Arrgh, yes, I moved a statement and didn't properly account for it. I'll sort that out straight away, thanks for reporting it.
Btw, what does you map look like, does it have a wildcard entry by any chance?
The maps (including auto.master) are managed by IPA and there is no wildcard entry that I am aware of. So each entry has an explicit key and info. $ ipa automountkey-find cs auto-users -------------------------- 656 automount keys matched -------------------------- ... Key: imc Mount information: nfs-server:/homes/staff/imc ...
BTW on a tangentially related topic, there's a spelling error in "posponed" in the debug log exhibited above. :-)
(In reply to Ian Collier from comment #4) > BTW on a tangentially related topic, there's a spelling error in "posponed" > in the debug log exhibited above. :-) Thanks, I'll fix that while I'm there. At the moment I'm trying to write a simple reproducer script. It's easiest to reproduce using a wildcard map entry. It looks like maps that have explicit <key, location> entries would need a map entry removal (or a memory allocation failure) for the loop behavior to trigger.
Hmm, so there might be another bug somewhere. Although we do remove map entries from time to time, that hasn't happened in the last couple of days as far as I am aware. Could a map entry be considered stale if the system had been left idle for several hours and then resumed activity? Let me know if there's something I should look at next time it crashes.
Or would it be considered stale if any one entry in the map changes? Because we are certainly doing that at the moment on a few accounts (not necessarily ones that are currently mounted, though).
(In reply to Ian Collier from comment #7) > Or would it be considered stale if any one entry in the map changes? Because > we are certainly doing that at the moment on a few accounts (not necessarily > ones that are currently mounted, though). I'm still thinking about it, essentially what happens is the map entries have a time stamp that is set when the map is read. The cache prune that occurs after reading the map should pass over entries with a time stamp that matches the one used for the current map read. Also entries younger than 2 minutes are passed over (I've considered making that 2 minutes configurable so people can tune cache behavior, but haven't done so yet). Since entries that have been created due to a wild card map entry aren't actually present in the map a wildcard map is the easiest way to reproduce the problem. An attempt to prune them will be made on a map read once they are older than 2 minutes. If they have an active mount on them they are left alone. For now I'm most concerned with fixing that looping behavior.

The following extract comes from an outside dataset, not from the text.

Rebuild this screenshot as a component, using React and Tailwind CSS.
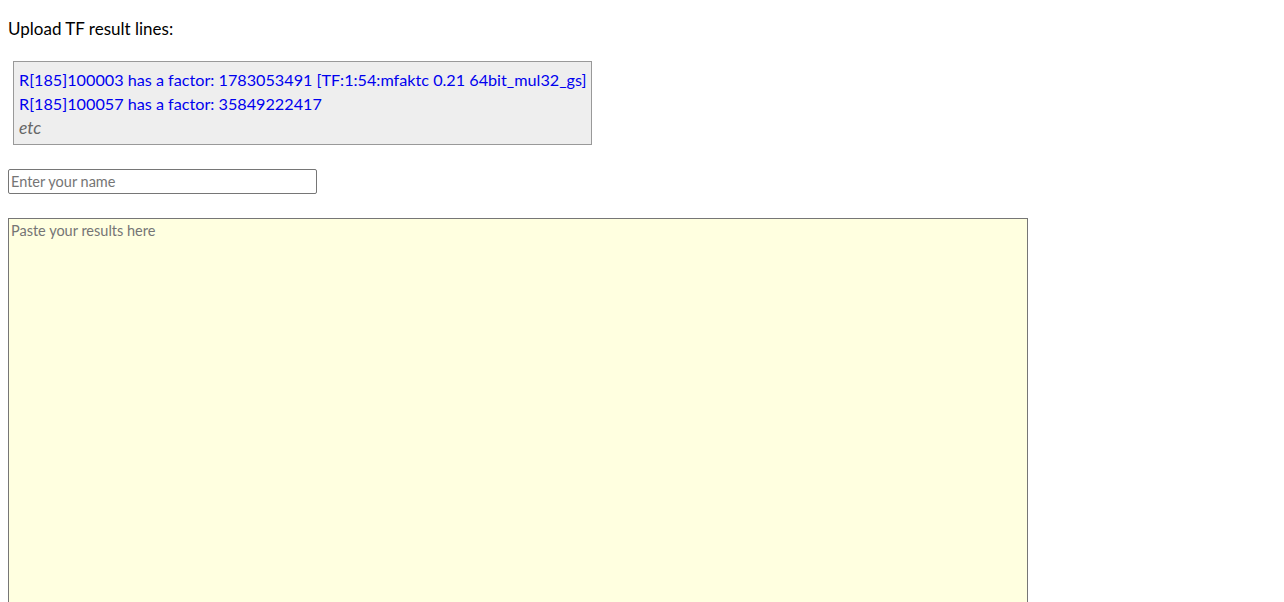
import React from 'react';

const App = () => {
  return (
    <div className="min-h-screen bg-white text-black p-2 font-['Lato','Liberation_Sans',sans-serif] text-[17px] leading-6">
      {/* Heading */}
      <p className="mt-[9px] mb-[20px]">Upload TF result lines:</p>

      {/* Example block */}
      <div className="ml-[5px] inline-block bg-[#eeeeee] border border-[#999999] px-[5px] pt-[6px] pb-[4px] text-[16.2px] text-[#0000ee]">
        <div>R[185]100003 has a factor: 1783053491 [TF:1:54:mfaktc 0.21 64bit_mul32_gs]</div>
        <div>R[185]100057 has a factor: 35849222417</div>
        <div className="italic text-[17.5px] text-[#666666]">etc</div>
      </div>

      {/* Name */}
      <div className="mt-[24px]">
        <input
          type="text"
          placeholder="Enter your name"
          className="w-[309px] h-[25px] border border-[#767676] rounded-[2px] px-[2px] text-[14.5px] placeholder:text-[#757575] outline-none"
        />
      </div>

      {/* Results */}
      <div className="mt-[24px]">
        <textarea
          placeholder="Paste your results here"
          className="block w-[1020px] h-[500px] bg-[#ffffe0] border border-[#767676] px-[2px] py-0 text-[14.5px] placeholder:text-[#757575] outline-none resize-none"
        />
      </div>
    </div>
  );
};

export default App;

(In reply to Ian Kent from comment #8) > (In reply to Ian Collier from comment #7) > > Or would it be considered stale if any one entry in the map changes? Because > > we are certainly doing that at the moment on a few accounts (not necessarily > > ones that are currently mounted, though). > > I'm still thinking about it, essentially what happens is the map entries > have a time stamp that is set when the map is read. The cache prune that > occurs after reading the map should pass over entries with a time stamp > that matches the one used for the current map read. Also entries younger > than 2 minutes are passed over (I've considered making that 2 minutes > configurable so people can tune cache behavior, but haven't done so yet). > > Since entries that have been created due to a wild card map entry aren't > actually present in the map a wildcard map is the easiest way to reproduce > the problem. An attempt to prune them will be made on a map read once they > are older than 2 minutes. If they have an active mount on them they are > left alone. > > For now I'm most concerned with fixing that looping behavior. I've had a look around and there's a lot more to consider when re-loading the map. So, for now, I'm just going to fix the regression introduced by commit 256963d6b (autofs-5.1.7 - refactor lookup_prune_one_cache() a bit) and look at the map re-read code later.
FEDORA-2021-99a8333987 has been submitted as an update to Fedora 34. https://bodhi.fedoraproject.org/updates/FEDORA-2021-99a8333987
FEDORA-2021-99a8333987 has been pushed to the Fedora 34 testing repository. Soon you'll be able to install the update with the following command: `sudo dnf upgrade --enablerepo=updates-testing --advisory=FEDORA-2021-99a8333987` You can provide feedback for this update here: https://bodhi.fedoraproject.org/updates/FEDORA-2021-99a8333987 See also https://fedoraproject.org/wiki/QA:Updates_Testing for more information on how to test updates.
FEDORA-2021-99a8333987 has been pushed to the Fedora 34 stable repository. If problem still persists, please make note of it in this bug report.